メルボルン郊外の農林業

 ちょっと専門的な話も出てきてしまいますが、メルボルン大学に入学してすぐ、メルボルンがあるビクトリア州西部のスタディ・ツアーがありました。その様子を書いてみます。

 大学院への入学手続きが終わり、授業が始まる前に、ビクトリア州西部の農林業の現状を見学するオリエンテーション・ツアーがありました。年降水量が400mmの地域で天水だけで穀物を生産しているのは驚きでした。700mm程度の雨があるなら十分に牧場として経営が成り立つようです(ただし当時は羊毛の価格低迷でかなり厳しかったよう)。

 雨量だけ比べるとアフリカ並みですが、どうやらオーストラリアの技術をアフリカに持っていけば良いといった単純なものではないようです。農家の経営形態の違い、降雨パターンや蒸散量の違い、地質的・地形的な違いもかなり大きいように思われます。

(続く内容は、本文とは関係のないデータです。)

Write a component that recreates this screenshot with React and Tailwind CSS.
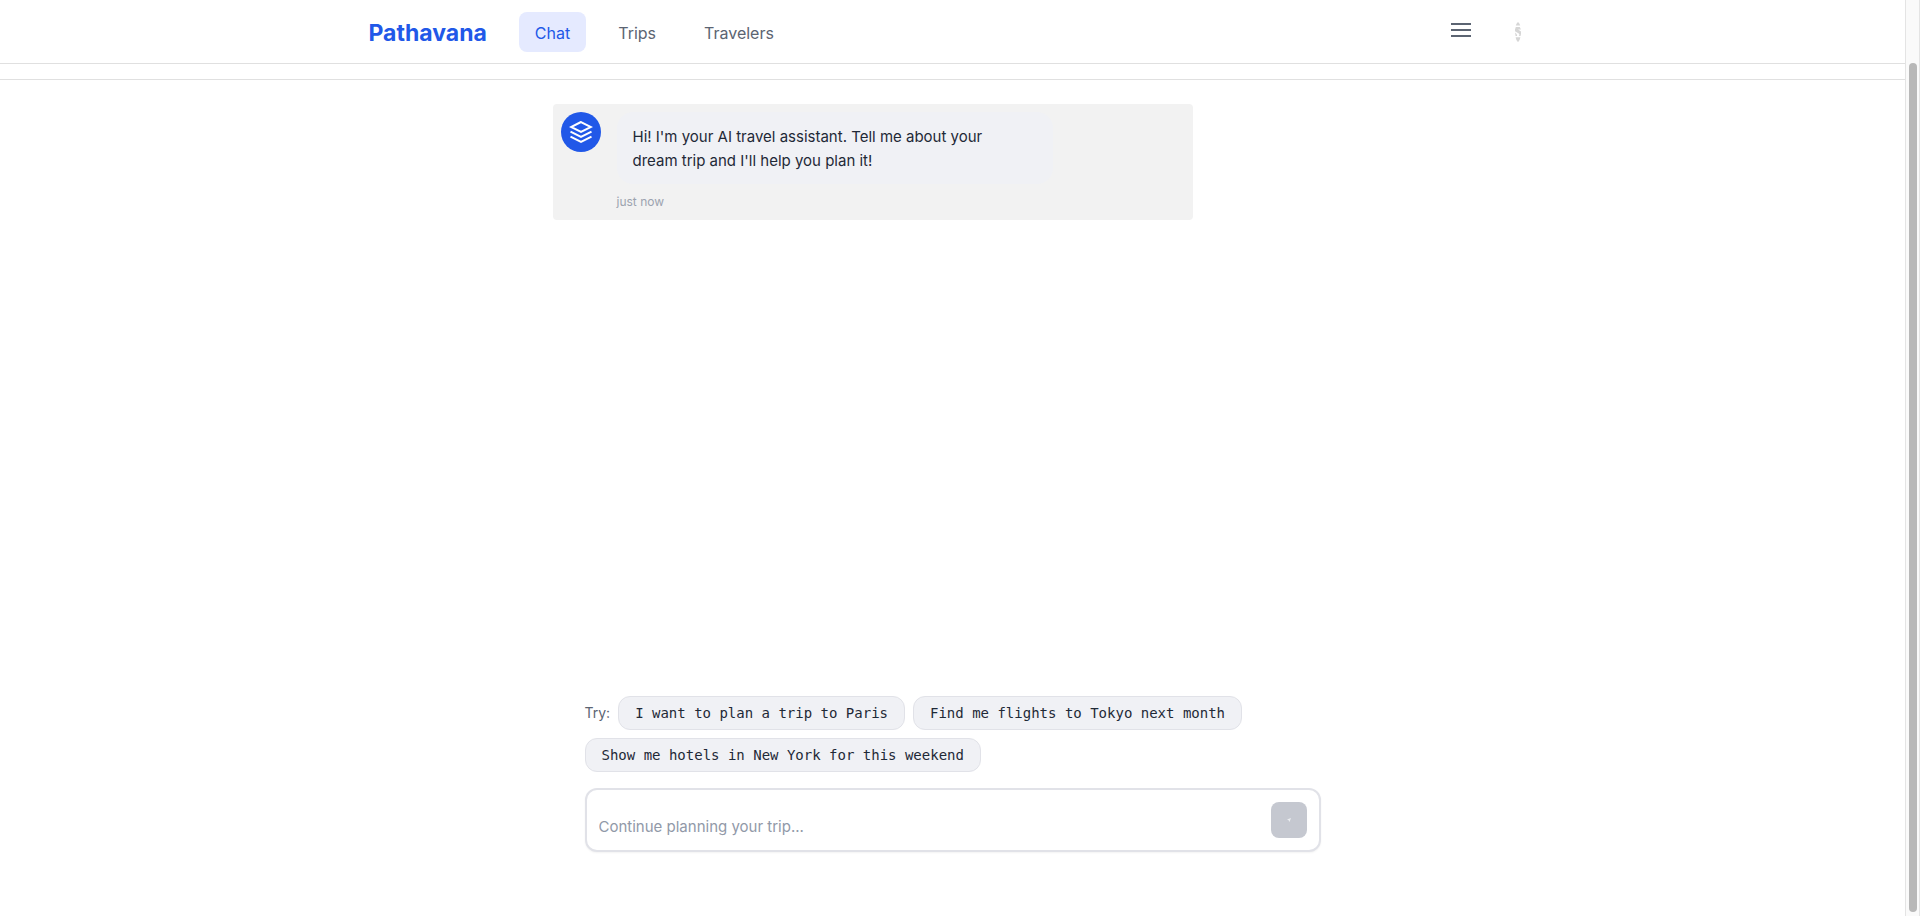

また木を切ると蒸散量が減って水が溜まるところがあるそうです。

 このツアーの中で印象的だったのは、牧畜を営むミルン氏のケースです。

 この地域では白人の入植以来ユーカリを切り、「近代的」な農法を用いてきたところ、土壌の劣化や塩分の集積が進行し、問題となっています。氏は「アボリジニーは何万年も前からここで暮らしてきたのに何の問題も起こさなかった。白人はこの地を『侵略』してから百年とちょっとですべてを壊してしまった。いったい違いはなんだろう?我々はアボリジニーに学ばなければならない」と言っていました。

 他の国に攻め込んでおいて「侵略ではない」と言い張る人の多いどこぞの国と、自分たちは侵略者だと認めてそこから新たに足を踏み出そうとする意識の差にも驚きますが、もはや単なる農業技術というよりは哲学に近いものがありました。

 ただし氏もまだ少数派だそうで、農家の集まりで講演を行ってもmale-dominated(男が支配した)、aged(年寄りばかりの)な集まりでは、なかなか理解が得られないそうです。

 氏の農場には今でも過去に皮をはいで枯らされたユーカリ(River Red Gumという種類)の大木が数多く立っていますが、氏はそれらをScreaming Skelton Gum(泣き叫ぶユーカリの骸骨)と呼んでいました。木を植えなおす作業は着々と進められており、多様性の高い農場を作りたいそうです。

 また数年前の夏に異常な寒波の襲来があり、一晩で万単位の羊が死んだそうですが、木を植えた人は木立の中に羊を隠すことで何を逃れたそうです。ちなみにオーストラリアの大規模な牧場にはいわゆる家畜小屋はなく、動物は夜でも外に出されています。

 一方林業は、年間の雨量が1000mm以上の湿ったところで行われており、ユーカリとラジアータ松(メキシコ原産の松でパルプや木材の原料)が主です。いわゆる皆伐方式で、一定の面積をいっせいに伐採したあと、専用の大型トラクターによる集材が行われています。

 トラクターは土壌をいためるので架線による集材に変えたいけれども、伐採面積が小さいのでコストのかかる架線集材では採算が合わないそうです。このとき見学したのは人が植えた人工造林地でしたが、しばらく後で読んだ自然愛好家の雑誌「Wild」によると、ビクトリア州でも日本に輸出するためのパルプ用材として天然林を伐採しており、問題になっているそうです。